Begin DATA EXTRACT

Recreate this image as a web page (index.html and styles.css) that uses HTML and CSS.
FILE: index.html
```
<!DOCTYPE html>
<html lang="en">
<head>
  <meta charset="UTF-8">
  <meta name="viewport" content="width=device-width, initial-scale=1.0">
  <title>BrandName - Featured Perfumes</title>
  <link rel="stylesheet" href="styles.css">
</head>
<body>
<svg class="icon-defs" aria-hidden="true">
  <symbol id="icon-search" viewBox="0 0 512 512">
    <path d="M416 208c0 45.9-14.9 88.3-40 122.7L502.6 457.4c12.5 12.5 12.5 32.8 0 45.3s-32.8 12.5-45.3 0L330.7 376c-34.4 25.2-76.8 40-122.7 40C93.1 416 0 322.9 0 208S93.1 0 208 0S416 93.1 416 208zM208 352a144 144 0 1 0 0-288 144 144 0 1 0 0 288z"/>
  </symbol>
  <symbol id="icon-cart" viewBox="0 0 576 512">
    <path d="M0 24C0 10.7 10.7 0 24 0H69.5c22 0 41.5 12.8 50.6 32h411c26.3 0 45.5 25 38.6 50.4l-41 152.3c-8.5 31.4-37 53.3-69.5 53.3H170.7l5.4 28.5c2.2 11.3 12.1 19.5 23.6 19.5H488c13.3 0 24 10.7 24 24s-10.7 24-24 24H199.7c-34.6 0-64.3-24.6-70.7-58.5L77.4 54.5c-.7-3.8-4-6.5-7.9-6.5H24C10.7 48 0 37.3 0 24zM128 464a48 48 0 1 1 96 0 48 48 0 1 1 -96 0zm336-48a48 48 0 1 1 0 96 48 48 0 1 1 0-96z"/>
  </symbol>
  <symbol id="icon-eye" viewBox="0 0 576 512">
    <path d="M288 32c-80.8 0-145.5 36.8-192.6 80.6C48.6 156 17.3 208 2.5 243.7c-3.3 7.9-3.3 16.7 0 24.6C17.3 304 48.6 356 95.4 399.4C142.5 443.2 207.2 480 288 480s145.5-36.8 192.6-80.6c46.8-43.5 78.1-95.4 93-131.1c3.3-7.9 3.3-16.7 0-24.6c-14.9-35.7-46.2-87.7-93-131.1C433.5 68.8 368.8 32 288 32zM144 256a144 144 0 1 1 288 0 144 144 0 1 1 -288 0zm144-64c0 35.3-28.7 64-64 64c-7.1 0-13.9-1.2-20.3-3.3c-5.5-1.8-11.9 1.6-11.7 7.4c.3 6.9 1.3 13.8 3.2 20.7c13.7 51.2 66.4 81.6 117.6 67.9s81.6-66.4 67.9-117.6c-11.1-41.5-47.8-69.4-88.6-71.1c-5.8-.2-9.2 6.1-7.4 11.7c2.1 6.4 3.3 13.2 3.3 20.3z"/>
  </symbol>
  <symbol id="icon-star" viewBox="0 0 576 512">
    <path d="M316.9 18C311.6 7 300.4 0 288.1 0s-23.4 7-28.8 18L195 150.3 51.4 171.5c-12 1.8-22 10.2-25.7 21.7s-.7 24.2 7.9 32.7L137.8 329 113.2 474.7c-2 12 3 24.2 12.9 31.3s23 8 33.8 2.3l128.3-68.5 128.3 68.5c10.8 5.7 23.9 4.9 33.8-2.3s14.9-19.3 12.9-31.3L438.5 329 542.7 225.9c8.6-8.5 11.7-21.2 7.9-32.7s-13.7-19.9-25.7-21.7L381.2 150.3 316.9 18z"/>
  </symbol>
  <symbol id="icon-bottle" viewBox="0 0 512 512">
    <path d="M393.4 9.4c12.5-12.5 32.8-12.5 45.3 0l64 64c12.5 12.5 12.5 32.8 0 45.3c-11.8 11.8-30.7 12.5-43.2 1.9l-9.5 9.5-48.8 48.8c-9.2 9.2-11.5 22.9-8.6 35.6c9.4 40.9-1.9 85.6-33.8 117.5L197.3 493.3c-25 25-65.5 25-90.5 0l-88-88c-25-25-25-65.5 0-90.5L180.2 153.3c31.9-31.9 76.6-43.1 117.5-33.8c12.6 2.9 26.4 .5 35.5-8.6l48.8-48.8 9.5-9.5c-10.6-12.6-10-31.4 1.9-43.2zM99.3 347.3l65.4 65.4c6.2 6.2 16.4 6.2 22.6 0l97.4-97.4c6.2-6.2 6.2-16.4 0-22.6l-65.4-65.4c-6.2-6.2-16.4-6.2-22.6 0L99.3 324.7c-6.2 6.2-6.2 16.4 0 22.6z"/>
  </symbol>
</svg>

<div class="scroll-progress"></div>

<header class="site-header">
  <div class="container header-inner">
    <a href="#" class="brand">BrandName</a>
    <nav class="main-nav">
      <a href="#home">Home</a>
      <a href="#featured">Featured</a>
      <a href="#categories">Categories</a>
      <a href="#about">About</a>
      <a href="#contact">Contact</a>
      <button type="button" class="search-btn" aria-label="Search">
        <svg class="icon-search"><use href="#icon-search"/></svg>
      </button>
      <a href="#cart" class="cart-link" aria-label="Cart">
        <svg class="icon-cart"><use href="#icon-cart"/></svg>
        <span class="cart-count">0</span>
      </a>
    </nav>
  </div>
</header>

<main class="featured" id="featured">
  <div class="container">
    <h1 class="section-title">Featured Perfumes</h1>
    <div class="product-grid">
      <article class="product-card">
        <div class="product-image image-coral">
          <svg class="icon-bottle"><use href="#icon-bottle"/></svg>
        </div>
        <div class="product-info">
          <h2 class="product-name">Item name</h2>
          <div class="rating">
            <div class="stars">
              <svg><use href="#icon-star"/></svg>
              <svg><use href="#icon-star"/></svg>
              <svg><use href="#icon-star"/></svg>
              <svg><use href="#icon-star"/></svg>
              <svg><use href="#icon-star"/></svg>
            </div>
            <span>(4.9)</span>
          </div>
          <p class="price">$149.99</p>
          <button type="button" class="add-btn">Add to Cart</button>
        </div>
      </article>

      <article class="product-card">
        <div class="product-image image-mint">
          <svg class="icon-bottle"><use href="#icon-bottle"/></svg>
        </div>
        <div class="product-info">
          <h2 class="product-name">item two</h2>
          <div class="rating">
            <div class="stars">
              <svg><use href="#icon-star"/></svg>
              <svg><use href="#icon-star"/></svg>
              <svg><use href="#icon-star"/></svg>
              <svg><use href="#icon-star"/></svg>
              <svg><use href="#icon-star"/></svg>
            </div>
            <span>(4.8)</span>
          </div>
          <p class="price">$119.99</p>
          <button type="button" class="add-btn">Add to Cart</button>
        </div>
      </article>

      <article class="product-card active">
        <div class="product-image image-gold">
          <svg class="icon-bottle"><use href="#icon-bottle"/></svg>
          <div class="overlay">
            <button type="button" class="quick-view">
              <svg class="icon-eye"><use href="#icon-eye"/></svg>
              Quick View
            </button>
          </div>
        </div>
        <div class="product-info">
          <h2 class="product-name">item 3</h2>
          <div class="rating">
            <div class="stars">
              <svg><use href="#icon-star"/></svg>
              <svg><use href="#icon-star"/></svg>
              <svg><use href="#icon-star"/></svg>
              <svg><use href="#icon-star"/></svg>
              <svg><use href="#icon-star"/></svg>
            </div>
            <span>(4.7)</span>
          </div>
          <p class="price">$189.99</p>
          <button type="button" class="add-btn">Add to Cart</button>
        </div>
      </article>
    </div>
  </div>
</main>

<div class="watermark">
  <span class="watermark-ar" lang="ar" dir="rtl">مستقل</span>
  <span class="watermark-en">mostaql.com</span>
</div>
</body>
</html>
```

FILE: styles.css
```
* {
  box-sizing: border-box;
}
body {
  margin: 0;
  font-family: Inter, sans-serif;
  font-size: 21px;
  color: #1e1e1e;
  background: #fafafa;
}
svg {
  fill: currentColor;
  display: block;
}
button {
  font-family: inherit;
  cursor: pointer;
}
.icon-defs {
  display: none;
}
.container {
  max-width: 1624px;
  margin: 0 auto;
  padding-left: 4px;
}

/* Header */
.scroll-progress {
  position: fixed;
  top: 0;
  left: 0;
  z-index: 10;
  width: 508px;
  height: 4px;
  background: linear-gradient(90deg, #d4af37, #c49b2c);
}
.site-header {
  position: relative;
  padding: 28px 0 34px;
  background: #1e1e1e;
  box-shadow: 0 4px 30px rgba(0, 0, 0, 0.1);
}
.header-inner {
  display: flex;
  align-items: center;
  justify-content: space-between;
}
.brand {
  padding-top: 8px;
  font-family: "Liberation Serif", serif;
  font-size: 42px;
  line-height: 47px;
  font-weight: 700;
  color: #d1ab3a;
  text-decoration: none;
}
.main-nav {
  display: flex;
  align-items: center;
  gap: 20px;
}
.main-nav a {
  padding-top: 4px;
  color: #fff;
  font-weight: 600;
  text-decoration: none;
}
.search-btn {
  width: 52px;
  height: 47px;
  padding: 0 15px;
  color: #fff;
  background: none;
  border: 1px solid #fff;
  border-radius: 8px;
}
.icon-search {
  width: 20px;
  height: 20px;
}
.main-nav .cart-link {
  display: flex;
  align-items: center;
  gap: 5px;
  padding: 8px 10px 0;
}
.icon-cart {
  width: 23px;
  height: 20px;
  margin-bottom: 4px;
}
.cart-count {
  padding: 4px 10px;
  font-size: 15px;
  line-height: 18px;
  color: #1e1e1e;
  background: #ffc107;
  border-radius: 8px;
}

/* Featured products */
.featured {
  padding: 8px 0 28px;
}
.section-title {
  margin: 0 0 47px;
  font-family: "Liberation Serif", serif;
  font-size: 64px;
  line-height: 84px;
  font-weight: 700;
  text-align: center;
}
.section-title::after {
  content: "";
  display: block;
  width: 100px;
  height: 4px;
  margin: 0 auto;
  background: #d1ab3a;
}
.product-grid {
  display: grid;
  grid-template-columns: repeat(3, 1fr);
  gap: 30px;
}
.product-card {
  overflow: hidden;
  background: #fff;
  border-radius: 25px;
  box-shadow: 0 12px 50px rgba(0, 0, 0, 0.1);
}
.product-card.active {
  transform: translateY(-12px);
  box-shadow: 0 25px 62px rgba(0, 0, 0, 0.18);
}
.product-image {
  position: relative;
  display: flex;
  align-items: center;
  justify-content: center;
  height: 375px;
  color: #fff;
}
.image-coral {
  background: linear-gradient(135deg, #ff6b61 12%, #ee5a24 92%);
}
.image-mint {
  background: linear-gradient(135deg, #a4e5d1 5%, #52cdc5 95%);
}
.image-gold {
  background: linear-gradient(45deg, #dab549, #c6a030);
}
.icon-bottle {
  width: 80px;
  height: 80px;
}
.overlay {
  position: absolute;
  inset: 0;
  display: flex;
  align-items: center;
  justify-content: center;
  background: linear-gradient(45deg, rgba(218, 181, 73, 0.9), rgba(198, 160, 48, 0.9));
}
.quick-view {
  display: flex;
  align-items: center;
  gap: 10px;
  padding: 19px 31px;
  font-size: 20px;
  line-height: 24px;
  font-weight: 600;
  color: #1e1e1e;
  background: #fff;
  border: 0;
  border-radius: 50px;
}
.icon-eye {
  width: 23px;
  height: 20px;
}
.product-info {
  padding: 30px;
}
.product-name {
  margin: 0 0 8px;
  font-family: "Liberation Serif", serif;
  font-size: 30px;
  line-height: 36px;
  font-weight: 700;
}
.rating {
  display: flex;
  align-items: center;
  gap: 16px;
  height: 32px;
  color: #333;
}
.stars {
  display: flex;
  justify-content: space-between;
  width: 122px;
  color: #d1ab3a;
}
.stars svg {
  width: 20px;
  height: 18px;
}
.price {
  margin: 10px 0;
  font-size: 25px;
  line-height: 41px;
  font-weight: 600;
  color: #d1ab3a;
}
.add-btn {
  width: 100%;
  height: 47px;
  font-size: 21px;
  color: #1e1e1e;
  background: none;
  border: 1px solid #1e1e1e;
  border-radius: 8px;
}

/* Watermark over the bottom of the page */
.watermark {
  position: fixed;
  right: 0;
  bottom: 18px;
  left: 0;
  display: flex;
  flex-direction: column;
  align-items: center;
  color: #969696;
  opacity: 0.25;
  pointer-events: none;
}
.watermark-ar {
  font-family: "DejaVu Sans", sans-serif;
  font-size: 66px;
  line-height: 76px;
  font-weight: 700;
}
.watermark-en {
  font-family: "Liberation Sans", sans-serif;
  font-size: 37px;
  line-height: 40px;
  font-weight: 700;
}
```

End DATA EXTRACT

> _REQUIRED WORK_
Copy every line in the listing above where the string "page" turns up.

> _WRITTEN REPLY_
Recreate this image as a web page (index.html and styles.css) that uses HTML and CSS.
/* Watermark over the bottom of the page */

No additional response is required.